╔══

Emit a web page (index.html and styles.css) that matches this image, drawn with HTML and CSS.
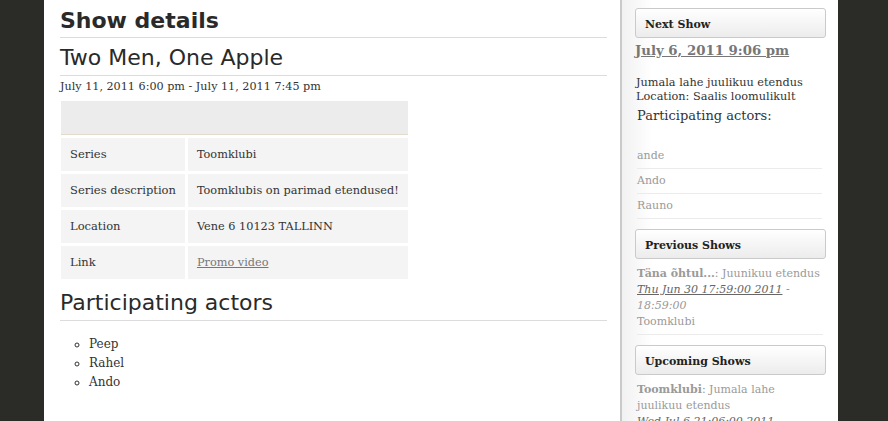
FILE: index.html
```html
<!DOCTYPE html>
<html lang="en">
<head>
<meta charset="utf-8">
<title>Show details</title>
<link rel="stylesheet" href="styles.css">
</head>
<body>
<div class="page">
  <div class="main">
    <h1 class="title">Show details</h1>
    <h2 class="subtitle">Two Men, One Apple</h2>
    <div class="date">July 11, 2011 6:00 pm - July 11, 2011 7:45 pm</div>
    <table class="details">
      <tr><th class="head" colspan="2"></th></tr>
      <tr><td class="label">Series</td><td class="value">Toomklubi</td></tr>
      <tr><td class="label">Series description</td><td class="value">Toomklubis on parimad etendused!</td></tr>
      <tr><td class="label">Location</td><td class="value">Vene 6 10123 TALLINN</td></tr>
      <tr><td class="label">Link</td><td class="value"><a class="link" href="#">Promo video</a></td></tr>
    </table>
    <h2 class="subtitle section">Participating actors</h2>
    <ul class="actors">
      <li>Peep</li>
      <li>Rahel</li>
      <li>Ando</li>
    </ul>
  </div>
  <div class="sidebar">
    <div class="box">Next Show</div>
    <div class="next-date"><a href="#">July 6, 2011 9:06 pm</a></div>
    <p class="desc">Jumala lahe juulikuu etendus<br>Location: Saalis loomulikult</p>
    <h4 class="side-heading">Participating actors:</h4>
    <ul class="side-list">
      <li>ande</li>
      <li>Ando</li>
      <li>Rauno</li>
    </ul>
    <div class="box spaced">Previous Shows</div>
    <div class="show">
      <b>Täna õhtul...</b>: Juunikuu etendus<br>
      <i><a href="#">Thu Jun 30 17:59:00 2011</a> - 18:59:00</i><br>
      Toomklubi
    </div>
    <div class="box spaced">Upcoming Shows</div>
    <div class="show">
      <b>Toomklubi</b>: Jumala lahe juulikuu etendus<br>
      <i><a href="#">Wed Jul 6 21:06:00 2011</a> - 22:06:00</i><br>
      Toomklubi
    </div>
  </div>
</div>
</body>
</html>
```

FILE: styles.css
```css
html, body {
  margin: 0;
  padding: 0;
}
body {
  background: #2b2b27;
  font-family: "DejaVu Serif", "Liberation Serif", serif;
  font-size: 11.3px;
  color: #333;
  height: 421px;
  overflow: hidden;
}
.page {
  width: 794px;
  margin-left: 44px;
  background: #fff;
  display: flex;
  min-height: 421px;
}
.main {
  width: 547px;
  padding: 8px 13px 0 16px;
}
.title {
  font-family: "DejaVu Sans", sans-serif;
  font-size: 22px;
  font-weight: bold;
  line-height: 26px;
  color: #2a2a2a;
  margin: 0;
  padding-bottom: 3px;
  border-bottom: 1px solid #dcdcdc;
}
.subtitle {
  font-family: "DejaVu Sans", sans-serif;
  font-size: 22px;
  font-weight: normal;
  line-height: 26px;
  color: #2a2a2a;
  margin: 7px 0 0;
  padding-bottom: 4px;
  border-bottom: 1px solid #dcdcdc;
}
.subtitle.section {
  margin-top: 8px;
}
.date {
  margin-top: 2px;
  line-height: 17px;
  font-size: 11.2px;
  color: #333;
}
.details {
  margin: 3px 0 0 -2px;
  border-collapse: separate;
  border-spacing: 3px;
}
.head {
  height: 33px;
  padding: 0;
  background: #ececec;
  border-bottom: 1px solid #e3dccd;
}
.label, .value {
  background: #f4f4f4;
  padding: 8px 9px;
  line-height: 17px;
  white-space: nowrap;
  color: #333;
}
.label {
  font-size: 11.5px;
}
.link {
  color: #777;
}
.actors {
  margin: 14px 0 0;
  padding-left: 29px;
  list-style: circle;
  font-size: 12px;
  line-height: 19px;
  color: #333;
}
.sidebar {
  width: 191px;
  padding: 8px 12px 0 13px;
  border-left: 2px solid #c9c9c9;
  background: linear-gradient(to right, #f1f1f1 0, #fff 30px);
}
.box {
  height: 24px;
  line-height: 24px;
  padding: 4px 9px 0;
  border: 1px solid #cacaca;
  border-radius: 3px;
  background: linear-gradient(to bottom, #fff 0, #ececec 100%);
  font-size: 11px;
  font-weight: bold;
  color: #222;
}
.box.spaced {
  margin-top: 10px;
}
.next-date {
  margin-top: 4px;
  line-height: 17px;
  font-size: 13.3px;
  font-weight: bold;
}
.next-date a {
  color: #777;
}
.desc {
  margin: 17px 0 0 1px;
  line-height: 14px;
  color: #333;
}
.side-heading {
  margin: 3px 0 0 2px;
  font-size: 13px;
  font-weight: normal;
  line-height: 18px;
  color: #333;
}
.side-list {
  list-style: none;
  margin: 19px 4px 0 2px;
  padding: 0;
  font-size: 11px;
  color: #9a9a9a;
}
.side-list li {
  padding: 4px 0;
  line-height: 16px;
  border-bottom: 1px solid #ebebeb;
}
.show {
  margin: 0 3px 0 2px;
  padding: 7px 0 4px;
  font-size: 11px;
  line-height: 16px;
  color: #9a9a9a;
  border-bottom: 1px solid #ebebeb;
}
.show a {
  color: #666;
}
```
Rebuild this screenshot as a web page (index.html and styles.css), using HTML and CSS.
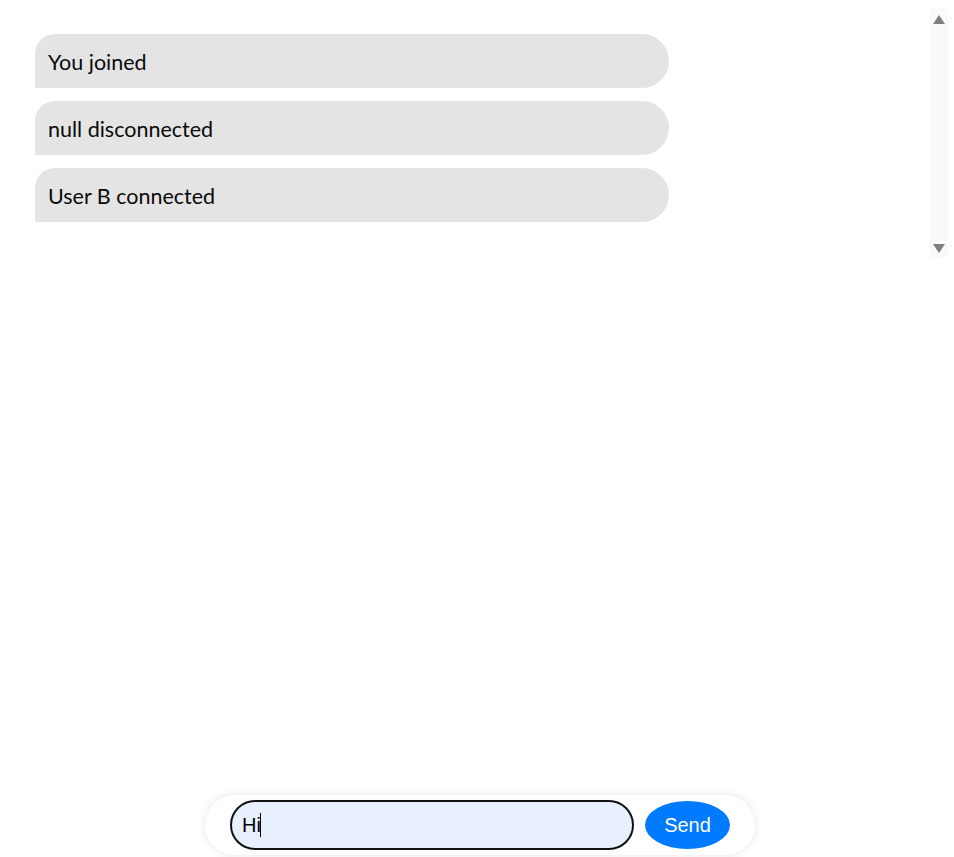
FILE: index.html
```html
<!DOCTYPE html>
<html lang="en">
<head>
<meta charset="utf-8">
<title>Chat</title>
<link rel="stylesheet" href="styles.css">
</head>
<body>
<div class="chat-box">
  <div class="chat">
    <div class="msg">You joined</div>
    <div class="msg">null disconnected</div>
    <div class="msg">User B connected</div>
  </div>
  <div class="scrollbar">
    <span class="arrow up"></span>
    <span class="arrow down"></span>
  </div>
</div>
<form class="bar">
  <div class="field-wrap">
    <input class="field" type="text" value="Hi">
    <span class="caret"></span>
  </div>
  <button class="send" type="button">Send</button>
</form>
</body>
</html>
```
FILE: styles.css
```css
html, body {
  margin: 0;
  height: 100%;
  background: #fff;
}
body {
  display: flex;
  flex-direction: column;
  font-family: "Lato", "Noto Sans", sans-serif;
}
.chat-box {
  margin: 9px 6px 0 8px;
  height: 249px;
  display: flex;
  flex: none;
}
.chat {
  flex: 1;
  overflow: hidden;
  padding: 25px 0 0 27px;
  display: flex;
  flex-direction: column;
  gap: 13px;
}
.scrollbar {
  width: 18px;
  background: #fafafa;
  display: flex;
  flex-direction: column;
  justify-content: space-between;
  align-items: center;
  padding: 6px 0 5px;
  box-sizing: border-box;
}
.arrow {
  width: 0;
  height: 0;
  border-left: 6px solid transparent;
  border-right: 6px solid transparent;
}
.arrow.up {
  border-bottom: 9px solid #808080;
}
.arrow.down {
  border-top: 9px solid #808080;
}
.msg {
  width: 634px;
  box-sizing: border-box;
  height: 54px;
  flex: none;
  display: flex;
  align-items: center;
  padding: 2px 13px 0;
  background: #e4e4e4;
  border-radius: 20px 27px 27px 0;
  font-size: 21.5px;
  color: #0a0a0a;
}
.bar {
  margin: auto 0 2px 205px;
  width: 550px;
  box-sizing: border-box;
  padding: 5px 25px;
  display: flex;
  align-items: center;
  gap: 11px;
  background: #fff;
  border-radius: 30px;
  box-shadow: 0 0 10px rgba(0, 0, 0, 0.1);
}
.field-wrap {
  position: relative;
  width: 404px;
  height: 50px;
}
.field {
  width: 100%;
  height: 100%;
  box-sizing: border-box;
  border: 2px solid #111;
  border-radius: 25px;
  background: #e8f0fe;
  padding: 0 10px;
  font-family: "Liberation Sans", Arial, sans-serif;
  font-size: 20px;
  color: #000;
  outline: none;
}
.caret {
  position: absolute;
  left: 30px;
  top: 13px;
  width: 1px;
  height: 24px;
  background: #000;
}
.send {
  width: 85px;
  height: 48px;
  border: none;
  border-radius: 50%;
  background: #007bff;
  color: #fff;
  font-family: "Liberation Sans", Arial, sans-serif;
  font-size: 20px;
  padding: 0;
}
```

╚══

WORK REQUIRED. Find the word "index" in the data and copy out each line where it turns up.

EXERCISE ANSWER.
Emit a web page (index.html and styles.css) that matches this image, drawn with HTML and CSS.
FILE: index.html
Rebuild this screenshot as a web page (index.html and styles.css), using HTML and CSS.
FILE: index.html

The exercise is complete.